Five Points Monument
- Location: Five Points, Atlanta, Georgia, United States
- Designer: George Beasley
- Material: Bronze Steel
- Height: 36 feet (11 m)
- Dedicated date: 1996

= Five Points Monument =

Public monument in Georgia, United States

The Five Points Monument is a large public monument in Atlanta, Georgia, United States. Located in the Five Points district, the monument was designed by George Beasley and installed in 1996.

== History ==
The monument was created during the leadup to the Centennial Olympic Games, hosted by Atlanta in 1996. George Beasley, who served as the coordinator for the sculpture program at Georgia State University, designed the monument, which is made primarily of bronze and steel. The monument was created at the studio at Georgia State and then moved to its current location via two flatbed trucks. According to Beasley, the monument experienced a rushed production in order to be in place in time for the 1996 Summer Olympics opening ceremony, with the monument installed one week before the event. The monument lies on a pedestrian island at the intersection of five streets, which gives the district of Five Points its name.

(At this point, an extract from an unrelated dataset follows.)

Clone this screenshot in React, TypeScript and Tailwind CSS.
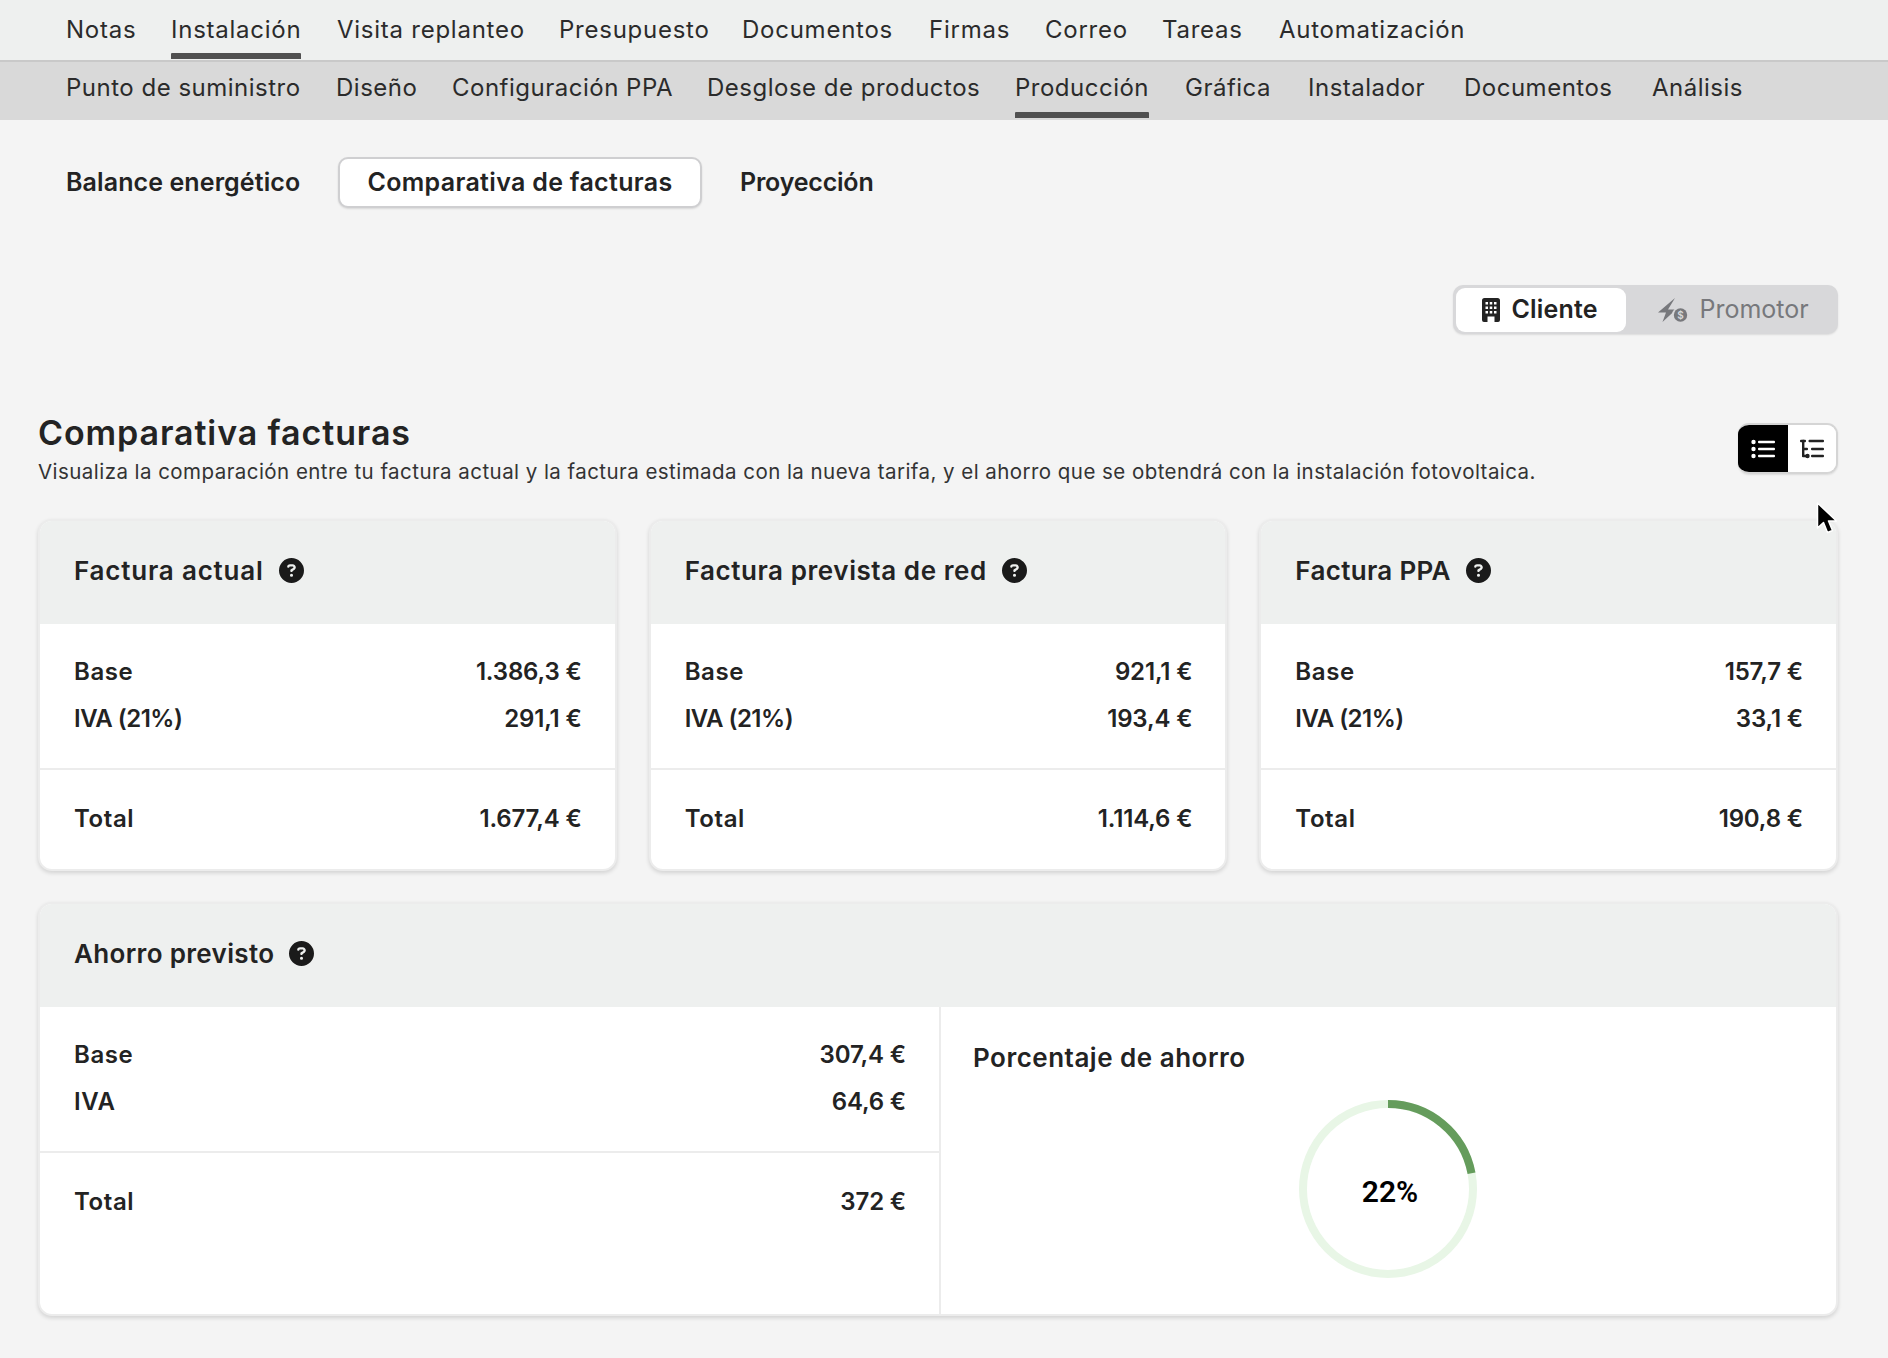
import React from "react";
import { FaCircleQuestion } from "react-icons/fa6";

const font = "[font-family:Inter,'Liberation_Sans',sans-serif]";

const topTabs = [
  { label: "Notas", w: "w-[69px]" },
  { label: "Instalación", w: "w-[130px]", active: true },
  { label: "Visita replanteo", w: "w-[186px]" },
  { label: "Presupuesto", w: "w-[147px]" },
  { label: "Documentos", w: "w-[151px]" },
  { label: "Firmas", w: "w-[80px]" },
  { label: "Correo", w: "w-[81px]" },
  { label: "Tareas", w: "w-[81px]" },
  { label: "Automatización", w: "w-[186px]" },
];

const subTabs = [
  { label: "Punto de suministro", w: "w-[234px]" },
  { label: "Diseño", w: "w-[80px]" },
  { label: "Configuración PPA", w: "w-[219px]" },
  { label: "Desglose de productos", w: "w-[272px]" },
  { label: "Producción", w: "w-[134px]", active: true },
  { label: "Gráfica", w: "w-[87px]" },
  { label: "Instalador", w: "w-[120px]" },
  { label: "Documentos", w: "w-[152px]" },
  { label: "Análisis", w: "w-[89px]" },
];

function Tab({ label, w, active, sub }: { label: string; w: string; active?: boolean; sub?: boolean }) {
  return (
    <div className={`${w} h-full flex items-center justify-start whitespace-nowrap relative text-[#2b2b2b] text-[24px] font-normal ${sub ? "tracking-[0.5px]" : "tracking-[0.75px]"}`}>
      <span className={sub ? "pb-[5px]" : "pt-[1px]"}>{label}</span>
      {active && <span className="absolute left-0 right-0 bottom-0 h-[6px] bg-[#505050] rounded-t-[1px]" />}
    </div>
  );
}

function Help({ className }: { className?: string }) {
  return <FaCircleQuestion className={`text-[#1a1a1a] w-[25px] h-[25px] shrink-0 ${className ?? ""}`} />;
}

function Row({ label, value }: { label: string; value: string }) {
  const labelTracking = label.includes("(") ? "tracking-[-0.5px]" : "tracking-[0.6px]";
  return (
    <div className="flex justify-between items-center h-[47px] text-[24px] font-semibold text-[#232323] tracking-[-0.15px]">
      <span className={labelTracking}>{label}</span>
      <span>{value}</span>
    </div>
  );
}

function CardHeader({ title, tracking }: { title: string; tracking: string }) {
  return (
    <div className="h-[103px] bg-[#eef0ef] pl-[34px] pr-[33px] pb-[4px] flex items-center gap-[15px]">
      <span className={`text-[26px] font-semibold text-[#232323] ${tracking}`}>{title}</span>
      <Help />
    </div>
  );
}

function Rows({ rows, total }: { rows: [string, string][]; total: string }) {
  return (
    <>
      <div className="pl-[34px] pr-[33px] pt-[24px] pb-[26px] border-b-2 border-[#ececec]">
        {rows.map(([l, v]) => (
          <Row key={l} label={l} value={v} />
        ))}
      </div>
      <div className="pl-[34px] pr-[33px] pt-[25px] pb-[27px]">
        <Row label="Total" value={total} />
      </div>
    </>
  );
}

function BillCard({ title, tracking, base, iva, total }: { title: string; tracking: string; base: string; iva: string; total: string }) {
  return (
    <div className="bg-white rounded-[14px] overflow-hidden border-2 border-[#ececec] shadow-[0_2px_4px_rgba(0,0,0,0.14)]">
      <CardHeader title={title} tracking={tracking} />
      <Rows rows={[["Base", base], ["IVA (21%)", iva]]} total={total} />
    </div>
  );
}

function Donut() {
  const r = 85;
  const c = 2 * Math.PI * r;
  return (
    <div className="relative w-[180px] h-[180px]">
      <svg viewBox="0 0 180 180" className="w-[180px] h-[180px]">
        <circle cx="90" cy="90" r={r} fill="none" stroke="#e8f6e6" strokeWidth="8" />
        <circle
          cx="90"
          cy="90"
          r={r}
          fill="none"
          stroke="#659c5c"
          strokeWidth="8"
          strokeDasharray={`${c * 0.22} ${c}`}
          transform="rotate(-90 90 90)"
        />
      </svg>
      <span className="absolute inset-0 flex items-center justify-center pl-[4px] pt-[5px] [font-family:Roboto,sans-serif] text-[30px] font-semibold text-black">
        22%
      </span>
    </div>
  );
}

function BuildingIcon() {
  return (
    <svg viewBox="0 0 18 24" className="w-[18px] h-[24px] shrink-0">
      <path
        fillRule="evenodd"
        fill="#232323"
        d="M2.5 0h13A2.5 2.5 0 0 1 18 2.5V22a2 2 0 0 1-2 2h-3.5v-5.5h-7V24H2a2 2 0 0 1-2-2V2.5A2.5 2.5 0 0 1 2.5 0ZM3.5 4v2.5h2.5V4Zm4.25 0v2.5h2.5V4ZM12 4v2.5h2.5V4ZM3.5 8.5V11h2.5V8.5Zm4.25 0V11h2.5V8.5Zm4.25 0V11h2.5V8.5ZM3.5 13v2.5h2.5V13Zm4.25 0v2.5h2.5V13Zm4.25 0v2.5h2.5V13Z"
      />
    </svg>
  );
}

function BoltDollarIcon() {
  return (
    <svg viewBox="0 0 30 24" className="w-[30px] h-[24px] shrink-0">
      <path fill="#77787c" d="M17 0 0 14.5h8L4.5 24 18 11.5h-8Z" />
      <circle cx="22.5" cy="17" r="8.5" fill="#d8d8da" />
      <circle cx="22.5" cy="17" r="6.7" fill="#77787c" />
      <text x="22.5" y="20.5" textAnchor="middle" fontSize="10" fontWeight="600" fill="#d8d8da" fontFamily="Inter, sans-serif">$</text>
    </svg>
  );
}

function ListIcon() {
  return (
    <svg viewBox="0 0 24 20" className="w-[24px] h-[20px]">
      <g fill="#fff">
        <circle cx="2.5" cy="3" r="2.2" />
        <circle cx="2.5" cy="10" r="2.2" />
        <circle cx="2.5" cy="17" r="2.2" />
        <rect x="7" y="1.8" width="17" height="2.4" rx="1" />
        <rect x="7" y="8.8" width="17" height="2.4" rx="1" />
        <rect x="7" y="15.8" width="17" height="2.4" rx="1" />
      </g>
    </svg>
  );
}

function TreeListIcon() {
  return (
    <svg viewBox="0 0 24 20" className="w-[24px] h-[20px]">
      <g fill="#222">
        <rect x="0" y="0.8" width="6" height="2.4" rx="1" />
        <rect x="2" y="0.8" width="2.4" height="17" rx="1" />
        <rect x="2" y="8.8" width="6" height="2.4" rx="1" />
        <rect x="2" y="15.8" width="6" height="2.4" rx="1" />
        <circle cx="7.5" cy="17" r="2.2" />
        <rect x="8.5" y="0.8" width="15.5" height="2.4" rx="1" />
        <rect x="11" y="8.8" width="13" height="2.4" rx="1" />
        <rect x="11" y="15.8" width="13" height="2.4" rx="1" />
      </g>
    </svg>
  );
}

function Cursor() {
  return (
    <svg viewBox="0 0 22 34" className="absolute left-[1816px] top-[502px] w-[22px] h-[34px]">
      <path d="M1.5 1v25l6-5.5 4 10 5-2-4-9.5h8Z" fill="#000" stroke="#fff" strokeWidth="1.5" strokeLinejoin="round" />
    </svg>
  );
}

export default function App() {
  return (
    <div className={`${font} relative w-[1888px] h-[1358px] bg-[#f4f4f4] overflow-hidden`}>
      <nav className="h-[62px] bg-[#eef0ef] border-b-2 border-[#c9c9c9] pl-[66px] flex gap-[36px] pb-[1px]">
        {topTabs.map((t) => (
          <Tab key={t.label} {...t} />
        ))}
      </nav>
      <nav className="h-[58px] bg-[#d9d9d9] pl-[66px] flex gap-[36px] pb-[2px]">
        {subTabs.map((t) => (
          <Tab key={t.label} {...t} sub />
        ))}
      </nav>

      <div className="pl-[66px] pt-[37px] flex items-center gap-[38px] h-[88px] text-[25px] font-semibold text-[#232323]">
        <span className="w-[234px] whitespace-nowrap tracking-[0.1px]">Balance energético</span>
        <span className="w-[364px] h-[51px] flex items-center justify-center bg-white border-2 border-[#cfcfd1] rounded-[10px] shadow-[0_1px_2px_rgba(0,0,0,0.12)] whitespace-nowrap tracking-[0.32px]">
          Comparativa de facturas
        </span>
        <span className="whitespace-nowrap tracking-[-0.2px]">Proyección</span>
      </div>

      <div className="pl-[38px] pr-[50px] w-[1888px]">
        <div className="flex justify-end mt-[77px]">
          <div className="w-[385px] h-[49px] bg-[#d8d8da] rounded-[10px] p-[2.5px] flex items-center shadow-[0_1px_2px_rgba(0,0,0,0.1)]">
            <div className="w-[170px] h-full bg-white rounded-[9px] flex items-center gap-[12px] pl-[26px] text-[25px] font-semibold text-[#232323] tracking-[0.2px]">
              <BuildingIcon />
              <span>Cliente</span>
            </div>
            <div className="flex-1 flex items-center gap-[12px] pl-[32px] text-[25px] text-[#77787c]">
              <BoltDollarIcon />
              <span>Promotor</span>
            </div>
          </div>
        </div>

        <div className="flex justify-between items-start mt-[89px]">
          <div>
            <h1 className="text-[34px] leading-[40px] mt-[-10px] font-semibold text-[#232323] tracking-[0.9px]">Comparativa facturas</h1>
            <p className="text-[20.5px] leading-[30px] mt-[4px] text-[#333] tracking-[0.45px] whitespace-nowrap">
              Visualiza la comparación entre tu factura actual y la factura estimada con la nueva tarifa, y el ahorro que se obtendrá con la instalación fotovoltaica.
            </p>
          </div>
          <div className="w-[100px] h-[51px] rounded-[11px] overflow-hidden border-2 border-[#d5d5d5] border-l-0 flex shadow-[0_1px_2px_rgba(0,0,0,0.1)]">
            <div className="w-[50px] h-full bg-black flex items-center justify-center">
              <ListIcon />
            </div>
            <div className="flex-1 h-full bg-white flex items-center justify-center">
              <TreeListIcon />
            </div>
          </div>
        </div>

        <div className="grid grid-cols-3 gap-[32px] mt-[32px]">
          <BillCard title="Factura actual" tracking="tracking-[0.8px]" base="1.386,3 €" iva="291,1 €" total="1.677,4 €" />
          <BillCard title="Factura prevista de red" tracking="tracking-[0.57px]" base="921,1 €" iva="193,4 €" total="1.114,6 €" />
          <BillCard title="Factura PPA" tracking="tracking-[0.33px]" base="157,7 €" iva="33,1 €" total="190,8 €" />
        </div>

        <div className="mt-[31px] bg-white rounded-[14px] overflow-hidden border-2 border-[#ececec] shadow-[0_2px_4px_rgba(0,0,0,0.14)]">
          <CardHeader title="Ahorro previsto" tracking="tracking-[0.33px]" />
          <div className="flex h-[307px]">
            <div className="w-[901px] border-r-2 border-[#ececec]">
              <Rows rows={[["Base", "307,4 €"], ["IVA", "64,6 €"]]} total="372 €" />
            </div>
            <div className="flex-1 pl-[32px] pt-[31px]">
              <div className="text-[26px] font-semibold text-[#232323] tracking-[0.5px]">Porcentaje de ahorro</div>
              <div className="ml-[325px] mt-[22px]">
                <Donut />
              </div>
            </div>
          </div>
        </div>
      </div>
      <Cursor />
    </div>
  );
}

These streets are Decatur, Edgewood, Marietta, Peachtree, and Whitehall Streets. The site once was home to a water tower, with Beasley saying that the sculpture is intended to represent that water tower "deconstructed and rearranged." Panels attached to the sculpture describe the history of the site, which is located adjacent to another sculpture, Atlanta from the Ashes (The Phoenix), located in nearby Woodruff Park.